**RECORDS FOR THIS EXERCISE:**
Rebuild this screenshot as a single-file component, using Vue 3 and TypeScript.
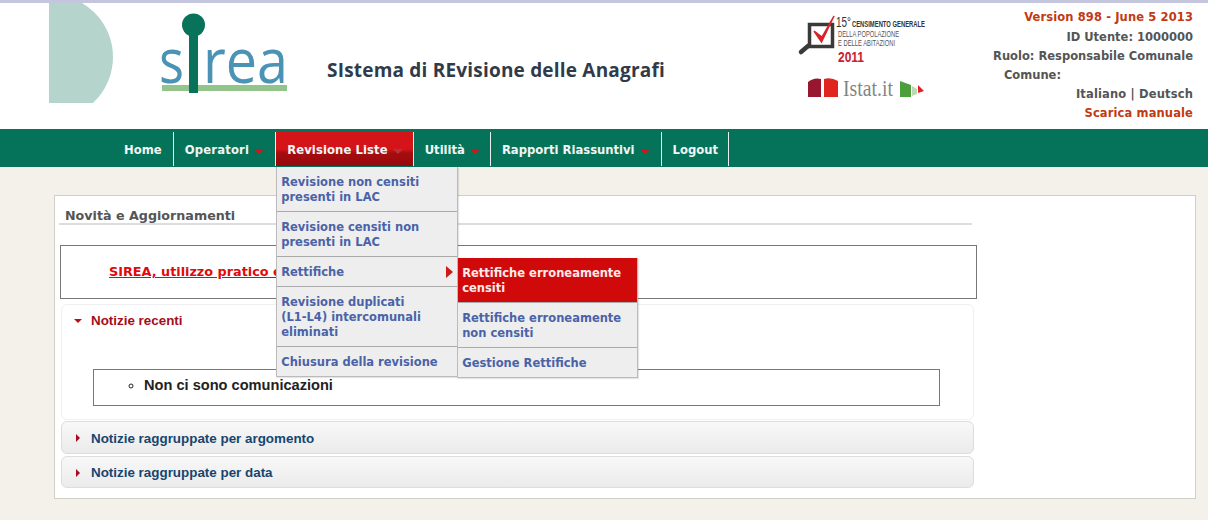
<script setup lang="ts">
interface NavItem {
  label: string
  caret?: boolean
  active?: boolean
}

interface SubEntry {
  lines: string[]
}

const navItems: NavItem[] = [
  { label: 'Home' },
  { label: 'Operatori', caret: true },
  { label: 'Revisione Liste', caret: true, active: true },
  { label: 'Utilità', caret: true },
  { label: 'Rapporti Riassuntivi', caret: true },
  { label: 'Logout' },
]

const revisioneMenu: SubEntry[] = [
  { lines: ['Revisione non censiti', 'presenti in LAC'] },
  { lines: ['Revisione censiti non', 'presenti in LAC'] },
  { lines: ['Rettifiche'] },
  { lines: ['Revisione duplicati', '(L1-L4) intercomunali', 'eliminati'] },
  { lines: ['Chiusura della revisione'] },
]

const rettificheMenu: SubEntry[] = [
  { lines: ['Rettifiche erroneamente', 'censiti'] },
  { lines: ['Rettifiche erroneamente', 'non censiti'] },
  { lines: ['Gestione Rettifiche'] },
]
</script>

<template>
  <div class="page">
    <header class="header">
      <svg class="deco" width="64" height="100" viewBox="49 3 64 100">
        <circle cx="50.500" cy="57" r="62.500" fill="#b5d5cc" />
      </svg>
      <svg class="sirea" width="130" height="85" viewBox="160 12 130 85">
        <rect x="162" y="85" width="125" height="6" fill="#93c48b" />
        <text x="159" y="83" class="sirea-text" textLength="25" lengthAdjust="spacingAndGlyphs">s</text>
        <text x="203" y="83" class="sirea-text" textLength="85" lengthAdjust="spacingAndGlyphs">rea</text>
        <rect x="189" y="28" width="9" height="65" fill="#08735a" />
        <circle cx="193.500" cy="25" r="11.500" fill="#08735a" />
      </svg>
      <h1 class="title">SIstema di REvisione delle Anagrafi</h1>
      <svg class="census" width="140" height="95" viewBox="795 10 140 95">
        <rect x="809.500" y="24.500" width="23" height="22" fill="none" stroke="#3a3a3a" stroke-width="3.500" />
        <path d="M808 46 L801 52" stroke="#3a3a3a" stroke-width="4.500" stroke-linecap="round" />
        <path d="M814 31 L821.500 42 L834 16 L822 37 Z" fill="#d8232a" stroke="#d8232a" stroke-width="1.500" />
        <text x="836" y="27" class="c15" textLength="15" lengthAdjust="spacingAndGlyphs">15°</text>
        <text x="852" y="27" class="cbold" textLength="73" lengthAdjust="spacingAndGlyphs">CENSIMENTO GENERALE</text>
        <text x="838" y="37" class="cthin" textLength="61" lengthAdjust="spacingAndGlyphs">DELLA POPOLAZIONE</text>
        <text x="838" y="46" class="cthin" textLength="57" lengthAdjust="spacingAndGlyphs">E DELLE ABITAZIONI</text>
        <text x="838" y="62" class="cyear" textLength="26" lengthAdjust="spacingAndGlyphs">2011</text>
        <path d="M808 82 Q814 77 821 79 V97 H808 Z" fill="#98172f" />
        <path d="M824 79 Q831 77 838 81 V97 H824 Z" fill="#e0251f" />
        <text x="843" y="96" class="cistat" textLength="50" lengthAdjust="spacingAndGlyphs">Istat.it</text>
        <path d="M900 81 L911 85 V97 L900 97 Z" fill="#4d9f3d" />
        <path d="M912 86 L917 89 V94 L912 96 Z" fill="#bcd9b4" />
        <path d="M918 85 L924 91 L918 93 Z" fill="#d8232a" />
      </svg>
      <div class="info">
        <div class="accent">Version 898 - June 5 2013</div>
        <div>ID Utente: 1000000</div>
        <div>Ruolo: Responsabile Comunale</div>
        <div class="comune">Comune:</div>
        <div class="lang">Italiano | Deutsch</div>
        <div class="accent">Scarica manuale</div>
      </div>
    </header>

    <nav class="nav">
      <div
        v-for="item in navItems"
        :key="item.label"
        class="nav-item"
        :class="{ active: item.active }"
      >
        {{ item.label }}
        <span v-if="item.caret" class="caret"></span>
        <ul v-if="item.active" class="menu">
          <li v-for="entry in revisioneMenu" :key="entry.lines[0]" class="menu-item">
            <span v-for="line in entry.lines" :key="line" class="menu-line">{{ line }}</span>
            <template v-if="entry.lines[0] === 'Rettifiche'">
              <span class="menu-arrow"></span>
              <ul class="menu submenu">
                <li
                  v-for="(sub, i) in rettificheMenu"
                  :key="sub.lines.join()"
                  class="menu-item"
                  :class="{ hover: i === 0 }"
                >
                  <span v-for="line in sub.lines" :key="line" class="menu-line">{{ line }}</span>
                </li>
              </ul>
            </template>
          </li>
        </ul>
      </div>
    </nav>

    <main class="main">
      <section class="panel">
        <h2 class="panel-title">Novità e Aggiornamenti</h2>
        <div class="rule"></div>
        <div class="manual-box">
          <a class="manual-link">SIREA, utilizzo pratico e</a>
        </div>
        <div class="accordion">
          <div class="acc-open">
            <div class="acc-label"><span class="tri-down"></span>Notizie recenti</div>
            <div class="news-box">
              <ul class="news-list">
                <li>Non ci sono comunicazioni</li>
              </ul>
            </div>
          </div>
          <div class="acc-closed">
            <span class="tri-right"></span>Notizie raggruppate per argomento
          </div>
          <div class="acc-closed">
            <span class="tri-right"></span>Notizie raggruppate per data
          </div>
        </div>
      </section>
    </main>
  </div>
</template>

<style>
html,
body {
  margin: 0;
  overflow: hidden;
}
</style>

<style scoped>
.page {
  width: 1208px;
  height: 520px;
  overflow: hidden;
  background: #f3f1ea;
  font-family: "DejaVu Sans", Verdana, sans-serif;
  font-size: 11.5px;
  font-weight: bold;
}

.header {
  display: flex;
  align-items: flex-start;
  height: 126px;
  background: #fff;
  border-top: 3px solid #c3c6dc;
}

.deco {
  margin-left: 49px;
  flex: none;
}

.sirea {
  margin: 9px 0 0 47px;
  flex: none;
}

.sirea-text {
  fill: #4a93b5;
  font-family: "Open Sans", sans-serif;
  font-size: 62px;
  font-weight: 400;
}

.c15 {
  fill: #333;
  font-family: "Liberation Sans", sans-serif;
  font-size: 15px;
  font-weight: 400;
}

.cbold {
  fill: #333;
  font-family: "Liberation Sans", sans-serif;
  font-size: 9px;
  font-weight: 700;
}

.cthin {
  fill: #555;
  font-family: "Liberation Sans", sans-serif;
  font-size: 9px;
  font-weight: 400;
}

.cyear {
  fill: #c8202a;
  font-family: "Liberation Sans", sans-serif;
  font-size: 15px;
  font-weight: 700;
}

.cistat {
  fill: #7f8786;
  font-family: "Liberation Serif", serif;
  font-size: 23px;
  font-weight: 400;
}

.title {
  margin: 54px 0 0 37px;
  color: #2f3b4a;
  font-family: "Open Sans", sans-serif;
  font-size: 19px;
  font-weight: 700;
  letter-spacing: 0.2px;
  line-height: 26px;
  white-space: nowrap;
}

.census {
  margin: 7px 0 0 auto;
  flex: none;
}

.info {
  width: 273px;
  margin-top: 5px;
  padding-right: 15px;
  flex: none;
  color: #555;
  line-height: 19px;
  text-align: right;
  box-sizing: border-box;
  white-space: nowrap;
}

.info > div:not(:first-child) {
  position: relative;
  top: 1px;
}

.accent {
  color: #c23a12;
  letter-spacing: 0.12px;
}

.lang {
  letter-spacing: 0.15px;
}

.comune {
  padding-right: 132px;
}

.nav {
  display: flex;
  height: 35px;
  padding: 3px 0 0 113px;
  background: #05735a;
  position: relative;
  z-index: 2;
}

.nav-item {
  position: relative;
  display: flex;
  align-items: center;
  gap: 5px;
  height: 34px;
  padding: 1px 11px 0;
  border-right: 1px solid #e8efec;
  box-sizing: border-box;
  color: #f1f5f3;
  font-size: 11.6px;
  white-space: nowrap;
}

.nav-item:nth-child(2) {
  letter-spacing: 0.2px;
}

.nav-item:nth-child(3) {
  padding-right: 10px;
  letter-spacing: 0.1px;
}

.nav-item:nth-child(4),
.nav-item:nth-child(6) {
  padding-right: 10px;
}

.nav-item.active {
  background: linear-gradient(#d5141a 0, #d5141a 50%, #a50d10 62%, #96090c 100%);
}

.caret {
  width: 0;
  height: 0;
  margin-top: 3px;
  border-left: 5px solid transparent;
  border-right: 5px solid transparent;
  border-top: 5px solid #d5141a;
}

.active .caret {
  border-top-color: #b5333a;
}

.menu {
  position: absolute;
  top: 35px;
  left: 0;
  width: 182px;
  margin: 0;
  padding: 0;
  list-style: none;
  background: #eee;
  border: 1px solid #bbb;
  border-top: 0;
  box-sizing: border-box;
  box-shadow: 1px 1px 1px rgba(0, 0, 0, 0.1);
  letter-spacing: 0;
}

.menu-item {
  position: relative;
  padding: 8px 4px 6px;
  border-bottom: 1px solid #aaa;
  color: #4a63a8;
  font-size: 11.5px;
  line-height: 15px;
}

.menu-line {
  display: block;
}

.menu-item:last-child {
  border-bottom: 0;
}

.menu-item.hover {
  background: #d00a0a;
  color: #fbeaea;
}

.menu-arrow {
  position: absolute;
  right: 4px;
  top: 9px;
  width: 0;
  height: 0;
  border-top: 6px solid transparent;
  border-bottom: 6px solid transparent;
  border-left: 7px solid #cc1a1a;
}

.submenu {
  top: 1px;
  left: 180px;
  width: 181px;
  z-index: 1;
}

.main {
  padding: 28px 12px 0 54px;
}

.panel {
  height: 304px;
  padding: 0 4px;
  background: #fff;
  border: 1px solid #cfcfc6;
  box-sizing: border-box;
}

.panel-title {
  margin: 0;
  padding: 13px 0 0 6px;
  color: #555;
  font-size: 12.7px;
  font-weight: bold;
  line-height: 14px;
}

.rule {
  width: 913px;
  height: 2px;
  background: #ddd;
}

.manual-box {
  width: 917px;
  height: 54px;
  margin: 20px 0 5px 1px;
  padding: 18px 0 0 48px;
  border: 1px solid #777;
  box-sizing: border-box;
}

.manual-link {
  color: #e00a0a;
  font-size: 12.8px;
  text-decoration: underline;
}

.accordion {
  width: 913px;
  margin-left: 2px;
  font-family: "Liberation Sans", Arial, sans-serif;
  font-size: 13.4px;
}

.acc-open {
  height: 116px;
  margin-bottom: 1px;
  border: 1px solid #f0f0f0;
  border-radius: 6px;
  box-sizing: border-box;
}

.acc-label {
  display: flex;
  align-items: center;
  height: 31px;
  padding-left: 12px;
  color: #a50d1a;
}

.tri-down {
  width: 0;
  height: 0;
  margin-right: 9px;
  border-left: 4px solid transparent;
  border-right: 4px solid transparent;
  border-top: 4px solid #b30f1a;
}

.tri-right {
  width: 0;
  height: 0;
  margin: 0 11px 0 2px;
  border-top: 4px solid transparent;
  border-bottom: 4px solid transparent;
  border-left: 4px solid #a50d1a;
}

.news-box {
  width: 847px;
  height: 37px;
  margin: 33px 0 0 31px;
  border: 1px solid #777;
  box-sizing: border-box;
}

.news-list {
  margin: 0;
  padding: 7px 0 0 50px;
  color: #222;
  list-style: circle;
  font-size: 14.6px;
  line-height: 16px;
}

.acc-closed {
  display: flex;
  align-items: center;
  height: 33px;
  margin-bottom: 2px;
  padding: 1px 0 0 12px;
  color: #16456f;
  background: linear-gradient(#f8f8f8, #ebebeb);
  border: 1px solid #ddd;
  border-radius: 6px;
  box-sizing: border-box;
}

.acc-closed:last-child {
  height: 32px;
}
</style>
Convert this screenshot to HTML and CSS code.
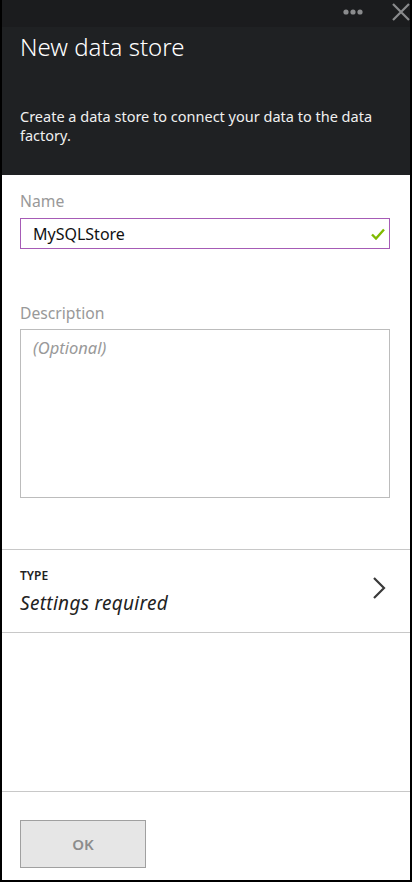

**GIVEN PROBLEM:** Copy out every line that includes the word "screenshot".

**RESULT BELOW:**
Rebuild this screenshot as a single-file component, using Vue 3 and TypeScript.
Convert this screenshot to HTML and CSS code.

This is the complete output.